**EXERCISE BRIEF**
Make an exact copy of all the material below, apart from the pictures.

>> start SOURCE EXCERPT

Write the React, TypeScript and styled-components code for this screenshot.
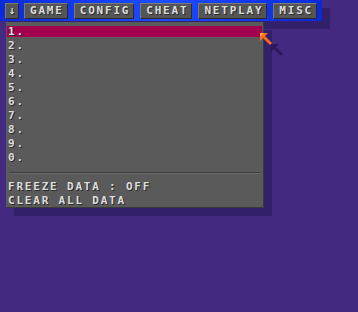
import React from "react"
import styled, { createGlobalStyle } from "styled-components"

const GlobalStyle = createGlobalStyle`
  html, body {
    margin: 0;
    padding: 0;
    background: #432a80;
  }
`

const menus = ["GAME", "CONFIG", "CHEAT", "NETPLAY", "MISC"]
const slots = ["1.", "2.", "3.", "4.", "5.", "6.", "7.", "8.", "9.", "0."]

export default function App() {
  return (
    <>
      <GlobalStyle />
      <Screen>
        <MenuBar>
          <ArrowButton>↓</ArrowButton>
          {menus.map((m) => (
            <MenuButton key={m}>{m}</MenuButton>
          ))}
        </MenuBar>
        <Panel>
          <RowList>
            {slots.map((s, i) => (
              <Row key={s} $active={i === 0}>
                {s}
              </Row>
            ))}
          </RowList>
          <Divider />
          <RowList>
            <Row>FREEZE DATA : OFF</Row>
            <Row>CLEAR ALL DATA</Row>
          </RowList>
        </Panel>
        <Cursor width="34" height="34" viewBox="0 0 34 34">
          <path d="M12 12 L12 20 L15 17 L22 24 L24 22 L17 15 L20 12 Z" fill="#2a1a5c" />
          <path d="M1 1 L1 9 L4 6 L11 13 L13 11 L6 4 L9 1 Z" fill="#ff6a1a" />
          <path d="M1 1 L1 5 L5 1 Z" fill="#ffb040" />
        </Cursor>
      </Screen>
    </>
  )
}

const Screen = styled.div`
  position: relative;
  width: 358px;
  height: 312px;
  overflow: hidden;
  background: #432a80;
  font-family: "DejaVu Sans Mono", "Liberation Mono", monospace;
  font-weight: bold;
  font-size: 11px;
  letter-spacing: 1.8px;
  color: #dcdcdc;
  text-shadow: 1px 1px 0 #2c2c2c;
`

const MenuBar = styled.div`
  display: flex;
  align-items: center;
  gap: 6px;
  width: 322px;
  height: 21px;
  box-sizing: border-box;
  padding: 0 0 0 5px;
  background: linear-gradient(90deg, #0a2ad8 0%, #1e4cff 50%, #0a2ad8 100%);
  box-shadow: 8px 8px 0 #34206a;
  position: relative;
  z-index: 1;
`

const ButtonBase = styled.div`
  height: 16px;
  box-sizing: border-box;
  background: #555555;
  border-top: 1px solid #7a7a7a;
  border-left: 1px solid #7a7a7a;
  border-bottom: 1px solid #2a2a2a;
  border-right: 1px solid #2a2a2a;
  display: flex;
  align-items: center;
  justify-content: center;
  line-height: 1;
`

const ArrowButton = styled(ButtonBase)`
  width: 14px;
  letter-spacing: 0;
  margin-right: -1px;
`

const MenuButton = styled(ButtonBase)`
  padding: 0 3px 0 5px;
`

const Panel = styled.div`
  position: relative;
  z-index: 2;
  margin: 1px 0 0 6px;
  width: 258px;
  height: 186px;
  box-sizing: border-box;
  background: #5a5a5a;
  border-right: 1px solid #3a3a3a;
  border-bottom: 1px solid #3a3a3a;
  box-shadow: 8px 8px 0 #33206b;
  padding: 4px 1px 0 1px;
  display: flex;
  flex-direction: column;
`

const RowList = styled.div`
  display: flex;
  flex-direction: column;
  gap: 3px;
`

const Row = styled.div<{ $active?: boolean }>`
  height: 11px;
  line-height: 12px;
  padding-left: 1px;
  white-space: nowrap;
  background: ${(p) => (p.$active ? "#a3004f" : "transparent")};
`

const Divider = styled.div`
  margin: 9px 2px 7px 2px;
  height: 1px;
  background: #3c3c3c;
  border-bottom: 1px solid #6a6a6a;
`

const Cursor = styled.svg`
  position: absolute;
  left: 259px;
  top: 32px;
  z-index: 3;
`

>> end SOURCE EXCERPT

**WRITTEN RESPONSE**
Write the React, TypeScript and styled-components code for this screenshot.
import React from "react"
import styled, { createGlobalStyle } from "styled-components"

const GlobalStyle = createGlobalStyle`
  html, body {
    margin: 0;
    padding: 0;
    background: #432a80;
  }
`

const menus = ["GAME", "CONFIG", "CHEAT", "NETPLAY", "MISC"]
const slots = ["1.", "2.", "3.", "4.", "5.", "6.", "7.", "8.", "9.", "0."]

export default function App() {
  return (
    <>
      <GlobalStyle />
      <Screen>
        <MenuBar>
          <ArrowButton>↓</ArrowButton>
          {menus.map((m) => (
            <MenuButton key={m}>{m}</MenuButton>
          ))}
        </MenuBar>
        <Panel>
          <RowList>
            {slots.map((s, i) => (
              <Row key={s} $active={i === 0}>
                {s}
              </Row>
            ))}
          </RowList>
          <Divider />
          <RowList>
            <Row>FREEZE DATA : OFF</Row>
            <Row>CLEAR ALL DATA</Row>
          </RowList>
        </Panel>
        <Cursor width="34" height="34" viewBox="0 0 34 34">
          <path d="M12 12 L12 20 L15 17 L22 24 L24 22 L17 15 L20 12 Z" fill="#2a1a5c" />
          <path d="M1 1 L1 9 L4 6 L11 13 L13 11 L6 4 L9 1 Z" fill="#ff6a1a" />
          <path d="M1 1 L1 5 L5 1 Z" fill="#ffb040" />
        </Cursor>
      </Screen>
    </>
  )
}

const Screen = styled.div`
  position: relative;
  width: 358px;
  height: 312px;
  overflow: hidden;
  background: #432a80;
  font-family: "DejaVu Sans Mono", "Liberation Mono", monospace;
  font-weight: bold;
  font-size: 11px;
  letter-spacing: 1.8px;
  color: #dcdcdc;
  text-shadow: 1px 1px 0 #2c2c2c;
`

const MenuBar = styled.div`
  display: flex;
  align-items: center;
  gap: 6px;
  width: 322px;
  height: 21px;
  box-sizing: border-box;
  padding: 0 0 0 5px;
  background: linear-gradient(90deg, #0a2ad8 0%, #1e4cff 50%, #0a2ad8 100%);
  box-shadow: 8px 8px 0 #34206a;
  position: relative;
  z-index: 1;
`

const ButtonBase = styled.div`
  height: 16px;
  box-sizing: border-box;
  background: #555555;
  border-top: 1px solid #7a7a7a;
  border-left: 1px solid #7a7a7a;
  border-bottom: 1px solid #2a2a2a;
  border-right: 1px solid #2a2a2a;
  display: flex;
  align-items: center;
  justify-content: center;
  line-height: 1;
`

const ArrowButton = styled(ButtonBase)`
  width: 14px;
  letter-spacing: 0;
  margin-right: -1px;
`

const MenuButton = styled(ButtonBase)`
  padding: 0 3px 0 5px;
`

const Panel = styled.div`
  position: relative;
  z-index: 2;
  margin: 1px 0 0 6px;
  width: 258px;
  height: 186px;
  box-sizing: border-box;
  background: #5a5a5a;
  border-right: 1px solid #3a3a3a;
  border-bottom: 1px solid #3a3a3a;
  box-shadow: 8px 8px 0 #33206b;
  padding: 4px 1px 0 1px;
  display: flex;
  flex-direction: column;
`

const RowList = styled.div`
  display: flex;
  flex-direction: column;
  gap: 3px;
`

const Row = styled.div<{ $active?: boolean }>`
  height: 11px;
  line-height: 12px;
  padding-left: 1px;
  white-space: nowrap;
  background: ${(p) => (p.$active ? "#a3004f" : "transparent")};
`

const Divider = styled.div`
  margin: 9px 2px 7px 2px;
  height: 1px;
  background: #3c3c3c;
  border-bottom: 1px solid #6a6a6a;
`

const Cursor = styled.svg`
  position: absolute;
  left: 259px;
  top: 32px;
  z-index: 3;
`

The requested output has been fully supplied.